Given information:
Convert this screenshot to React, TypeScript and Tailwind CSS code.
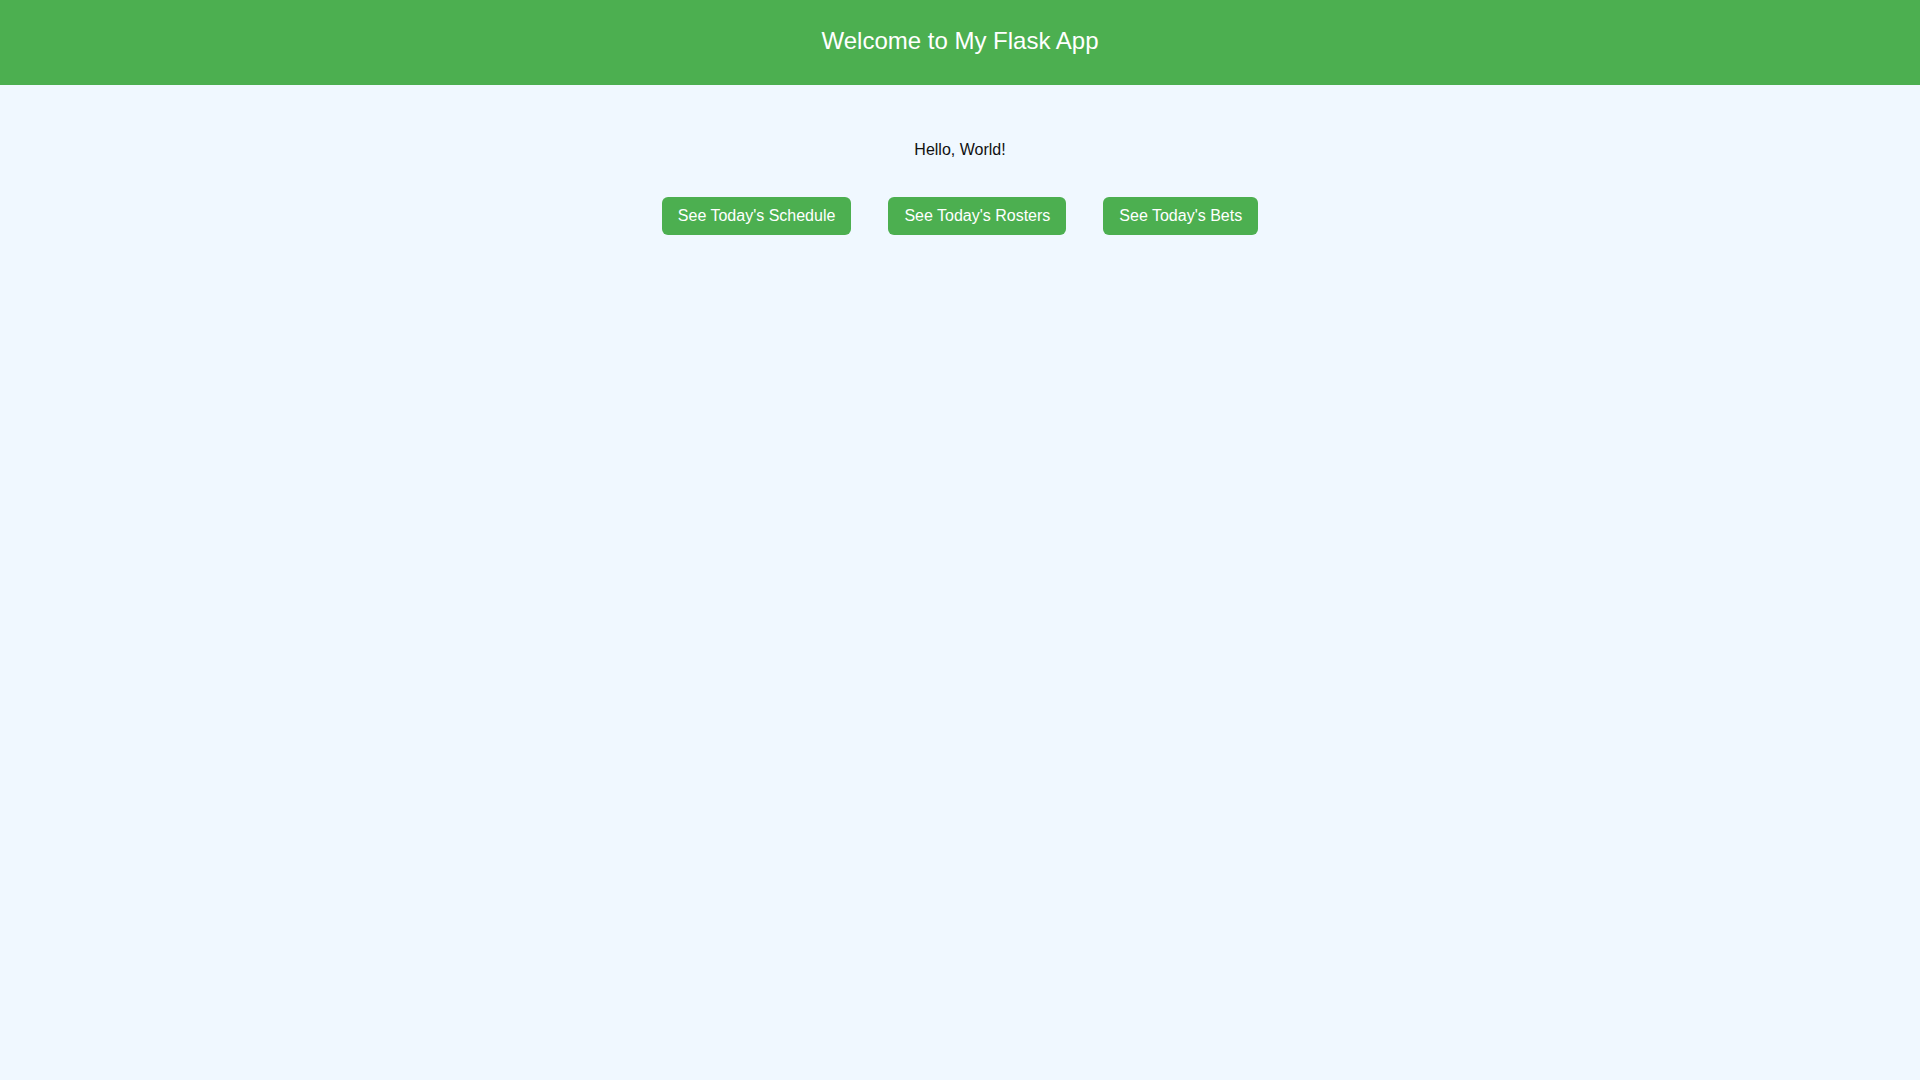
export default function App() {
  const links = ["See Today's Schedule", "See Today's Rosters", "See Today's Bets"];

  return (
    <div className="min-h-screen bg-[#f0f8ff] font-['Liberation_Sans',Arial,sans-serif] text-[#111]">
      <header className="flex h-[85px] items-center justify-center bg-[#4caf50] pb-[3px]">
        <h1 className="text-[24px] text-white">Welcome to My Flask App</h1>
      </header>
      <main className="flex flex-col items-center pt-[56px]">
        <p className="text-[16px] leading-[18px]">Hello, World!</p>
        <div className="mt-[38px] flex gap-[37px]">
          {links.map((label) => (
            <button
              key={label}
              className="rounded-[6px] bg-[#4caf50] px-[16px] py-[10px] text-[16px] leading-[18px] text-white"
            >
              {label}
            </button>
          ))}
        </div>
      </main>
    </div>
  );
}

Exercise requirements: Keep every word of the data as it is when you write it out, but drop the pictures.

The result:
Convert this screenshot to React, TypeScript and Tailwind CSS code.
export default function App() {
  const links = ["See Today's Schedule", "See Today's Rosters", "See Today's Bets"];

  return (
    <div className="min-h-screen bg-[#f0f8ff] font-['Liberation_Sans',Arial,sans-serif] text-[#111]">
      <header className="flex h-[85px] items-center justify-center bg-[#4caf50] pb-[3px]">
        <h1 className="text-[24px] text-white">Welcome to My Flask App</h1>
      </header>
      <main className="flex flex-col items-center pt-[56px]">
        <p className="text-[16px] leading-[18px]">Hello, World!</p>
        <div className="mt-[38px] flex gap-[37px]">
          {links.map((label) => (
            <button
              key={label}
              className="rounded-[6px] bg-[#4caf50] px-[16px] py-[10px] text-[16px] leading-[18px] text-white"
            >
              {label}
            </button>
          ))}
        </div>
      </main>
    </div>
  );
}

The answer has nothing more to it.